# Given problem
Output the material beneath this task exactly, images excluded.

** start **

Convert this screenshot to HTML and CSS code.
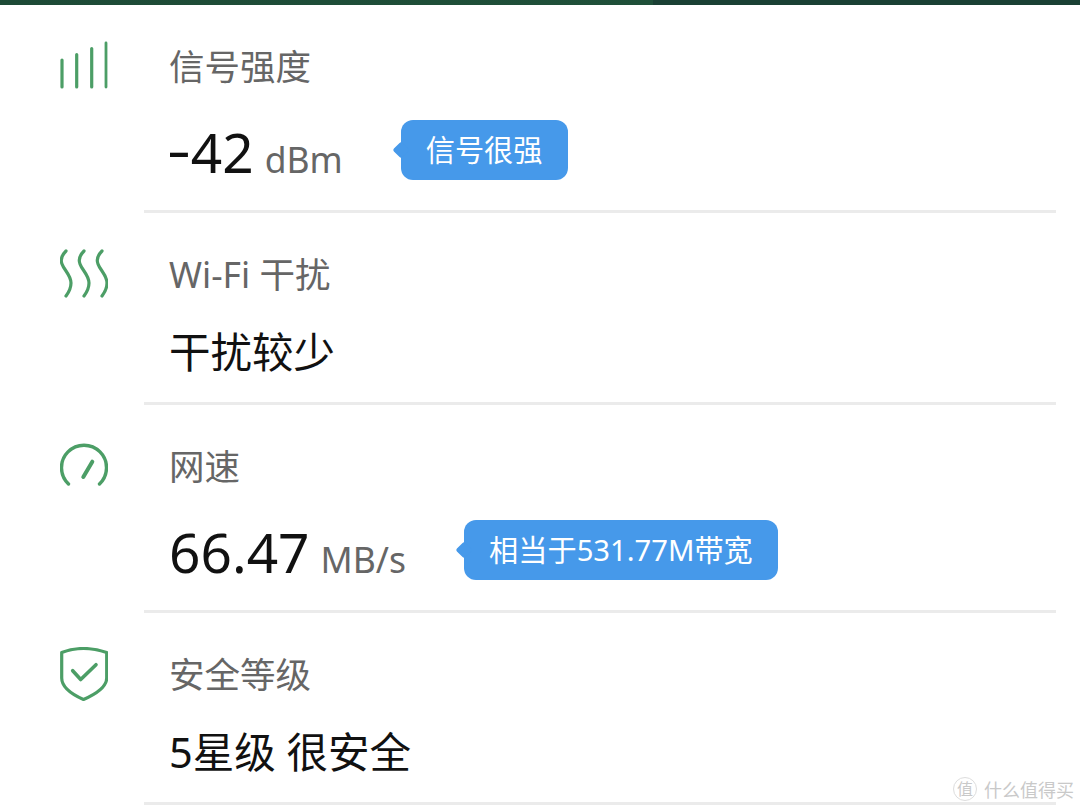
FILE: index.html
```html
<!DOCTYPE html>
<html lang="en">

<head>
    <meta charset="UTF-8">
    <meta name="viewport" content="width=device-width, initial-scale=1.0">
    <title>Wi-Fi</title>
    <link rel="stylesheet" href="styles.css">
</head>

<body>

    <div class="top-bar"></div>

    <div class="row">
        <svg class="row-icon" viewBox="0 0 48 64">
            <path d="M2 48V21M16.700 48V15.500M31.700 48V9.500" stroke-width="3.200" />
            <path d="M46 48V4" stroke-width="2.800" />
        </svg>
        <div class="row-body">
            <div class="row-title">信号强度</div>
            <div class="row-value row-value-tall">
                <span class="big-num"><span class="minus">-</span>42</span>
                <span class="unit">dBm</span>
                <span class="tag">信号很强</span>
            </div>
        </div>
    </div>

    <div class="row">
        <svg class="row-icon" viewBox="0 0 48 64">
            <path d="M6 4C2 8 0 12 2 17C4 23 11 28 11 36C11 41 9 45 6 49" stroke-width="3.200" />
            <path d="M24 4C20 8 18 12 20 17C22 23 29 28 29 36C29 41 27 45 24 49" stroke-width="3.200" />
            <path d="M42 4C38 8 36 12 38 17C40 23 47 28 47 36C47 41 45 45 42 49" stroke-width="3.200" />
        </svg>
        <div class="row-body">
            <div class="row-title">Wi-Fi 干扰</div>
            <div class="row-value">干扰较少</div>
        </div>
    </div>

    <div class="row">
        <svg class="row-icon" viewBox="0 0 48 64">
            <path d="M8.500 45A22.500 22.500 0 1 1 39.500 45" stroke-width="3.400" />
            <path d="M32.300 22.700L23.300 38" stroke-width="4" />
        </svg>
        <div class="row-body">
            <div class="row-title">网速</div>
            <div class="row-value row-value-tall">
                <span class="big-num">66.47</span>
                <span class="unit">MB/s</span>
                <span class="tag">相当于531.77M带宽</span>
            </div>
        </div>
    </div>

    <div class="row">
        <svg class="row-icon" viewBox="0 0 48 64">
            <path d="M1.700 5.500Q12 1.500 23.500 1.500T46.700 5.500V31C46.700 40 36 47 23.500 52.500C11 47 1.700 40 1.700 31Z" stroke-width="3.200" />
            <path d="M12.700 23.700L20.700 32.500L36 17.700" stroke-width="3.600" />
        </svg>
        <div class="row-body">
            <div class="row-title">安全等级</div>
            <div class="row-value">5星级 很安全</div>
        </div>
    </div>

    <div class="watermark">
        <span class="watermark-logo">值</span>
        <span>什么值得买</span>
    </div>

</body>

</html>
```

FILE: styles.css
```css
body,
html {
    margin: 0;
    padding: 0;
    height: 100%;
    width: 100%;
    overflow: hidden;
    background-color: #fff;
    font-family: "Noto Sans", "Noto Sans CJK SC", sans-serif;
}

.top-bar {
    height: 5px;
    background: linear-gradient(90deg, #1d4a36 0, #1f5039 653px, #1a4034 653px);
}

.row {
    display: flex;
    padding-left: 60px;
}

.row-icon {
    flex: none;
    width: 48px;
    height: 64px;
    margin-top: 34px;
    margin-right: 36px;
    fill: none;
    stroke: #4c9e66;
    stroke-linecap: round;
    stroke-linejoin: round;
}

.row-body {
    flex: 1;
    margin-right: 24px;
    padding-top: 44px;
    padding-left: 25px;
    padding-bottom: 20px;
    border-bottom: 3px solid #ebebeb;
}

.row-title {
    height: 36px;
    line-height: 34px;
    font-size: 35.500px;
    color: #666;
}

.row-value {
    display: flex;
    align-items: center;
    height: 66px;
    margin-top: 24px;
    margin-bottom: -1px;
    font-size: 41.500px;
    color: #111;
}

.row-value-tall {
    height: 74px;
    margin-top: 31px;
    margin-bottom: 0;
    position: relative;
    top: -3px;
}

.big-num {
    margin-top: 2px;
    font-size: 55px;
}

/* the hyphen in the reference font is wider and sits higher */
.minus {
    display: inline-block;
    margin: 0 3px 0 1px;
    transform: translateY(-3px) scaleX(1.35);
}

.unit {
    margin-left: 11px;
    margin-top: 18px;
    font-size: 35.500px;
    color: #666;
}

.tag {
    position: relative;
    height: 60px;
    line-height: 60px;
    margin-left: 58px;
    padding: 0 25px;
    border-radius: 12px;
    background-color: #4699ea;
    color: #fff;
    font-size: 29.200px;
}

.tag::before {
    content: "";
    position: absolute;
    left: -6px;
    top: 24px;
    width: 12px;
    height: 12px;
    border-radius: 2px;
    background-color: #4699ea;
    transform: rotate(45deg);
}

.watermark {
    position: absolute;
    left: 953px;
    top: 776px;
    display: flex;
    align-items: center;
    gap: 7px;
    font-size: 18px;
    color: #c9c9c9;
}

.watermark-logo {
    width: 22px;
    height: 22px;
    line-height: 22px;
    text-align: center;
    border: 1px solid #ddd;
    border-radius: 50%;
    font-size: 16px;
}
```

** end **

# Expected answer
Convert this screenshot to HTML and CSS code.
FILE: index.html
```html
<!DOCTYPE html>
<html lang="en">

<head>
    <meta charset="UTF-8">
    <meta name="viewport" content="width=device-width, initial-scale=1.0">
    <title>Wi-Fi</title>
    <link rel="stylesheet" href="styles.css">
</head>

<body>

    <div class="top-bar"></div>

    <div class="row">
        <svg class="row-icon" viewBox="0 0 48 64">
            <path d="M2 48V21M16.700 48V15.500M31.700 48V9.500" stroke-width="3.200" />
            <path d="M46 48V4" stroke-width="2.800" />
        </svg>
        <div class="row-body">
            <div class="row-title">信号强度</div>
            <div class="row-value row-value-tall">
                <span class="big-num"><span class="minus">-</span>42</span>
                <span class="unit">dBm</span>
                <span class="tag">信号很强</span>
            </div>
        </div>
    </div>

    <div class="row">
        <svg class="row-icon" viewBox="0 0 48 64">
            <path d="M6 4C2 8 0 12 2 17C4 23 11 28 11 36C11 41 9 45 6 49" stroke-width="3.200" />
            <path d="M24 4C20 8 18 12 20 17C22 23 29 28 29 36C29 41 27 45 24 49" stroke-width="3.200" />
            <path d="M42 4C38 8 36 12 38 17C40 23 47 28 47 36C47 41 45 45 42 49" stroke-width="3.200" />
        </svg>
        <div class="row-body">
            <div class="row-title">Wi-Fi 干扰</div>
            <div class="row-value">干扰较少</div>
        </div>
    </div>

    <div class="row">
        <svg class="row-icon" viewBox="0 0 48 64">
            <path d="M8.500 45A22.500 22.500 0 1 1 39.500 45" stroke-width="3.400" />
            <path d="M32.300 22.700L23.300 38" stroke-width="4" />
        </svg>
        <div class="row-body">
            <div class="row-title">网速</div>
            <div class="row-value row-value-tall">
                <span class="big-num">66.47</span>
                <span class="unit">MB/s</span>
                <span class="tag">相当于531.77M带宽</span>
            </div>
        </div>
    </div>

    <div class="row">
        <svg class="row-icon" viewBox="0 0 48 64">
            <path d="M1.700 5.500Q12 1.500 23.500 1.500T46.700 5.500V31C46.700 40 36 47 23.500 52.500C11 47 1.700 40 1.700 31Z" stroke-width="3.200" />
            <path d="M12.700 23.700L20.700 32.500L36 17.700" stroke-width="3.600" />
        </svg>
        <div class="row-body">
            <div class="row-title">安全等级</div>
            <div class="row-value">5星级 很安全</div>
        </div>
    </div>

    <div class="watermark">
        <span class="watermark-logo">值</span>
        <span>什么值得买</span>
    </div>

</body>

</html>
```

FILE: styles.css
```css
body,
html {
    margin: 0;
    padding: 0;
    height: 100%;
    width: 100%;
    overflow: hidden;
    background-color: #fff;
    font-family: "Noto Sans", "Noto Sans CJK SC", sans-serif;
}

.top-bar {
    height: 5px;
    background: linear-gradient(90deg, #1d4a36 0, #1f5039 653px, #1a4034 653px);
}

.row {
    display: flex;
    padding-left: 60px;
}

.row-icon {
    flex: none;
    width: 48px;
    height: 64px;
    margin-top: 34px;
    margin-right: 36px;
    fill: none;
    stroke: #4c9e66;
    stroke-linecap: round;
    stroke-linejoin: round;
}

.row-body {
    flex: 1;
    margin-right: 24px;
    padding-top: 44px;
    padding-left: 25px;
    padding-bottom: 20px;
    border-bottom: 3px solid #ebebeb;
}

.row-title {
    height: 36px;
    line-height: 34px;
    font-size: 35.500px;
    color: #666;
}

.row-value {
    display: flex;
    align-items: center;
    height: 66px;
    margin-top: 24px;
    margin-bottom: -1px;
    font-size: 41.500px;
    color: #111;
}

.row-value-tall {
    height: 74px;
    margin-top: 31px;
    margin-bottom: 0;
    position: relative;
    top: -3px;
}

.big-num {
    margin-top: 2px;
    font-size: 55px;
}

/* the hyphen in the reference font is wider and sits higher */
.minus {
    display: inline-block;
    margin: 0 3px 0 1px;
    transform: translateY(-3px) scaleX(1.35);
}

.unit {
    margin-left: 11px;
    margin-top: 18px;
    font-size: 35.500px;
    color: #666;
}

.tag {
    position: relative;
    height: 60px;
    line-height: 60px;
    margin-left: 58px;
    padding: 0 25px;
    border-radius: 12px;
    background-color: #4699ea;
    color: #fff;
    font-size: 29.200px;
}

.tag::before {
    content: "";
    position: absolute;
    left: -6px;
    top: 24px;
    width: 12px;
    height: 12px;
    border-radius: 2px;
    background-color: #4699ea;
    transform: rotate(45deg);
}

.watermark {
    position: absolute;
    left: 953px;
    top: 776px;
    display: flex;
    align-items: center;
    gap: 7px;
    font-size: 18px;
    color: #c9c9c9;
}

.watermark-logo {
    width: 22px;
    height: 22px;
    line-height: 22px;
    text-align: center;
    border: 1px solid #ddd;
    border-radius: 50%;
    font-size: 16px;
}
```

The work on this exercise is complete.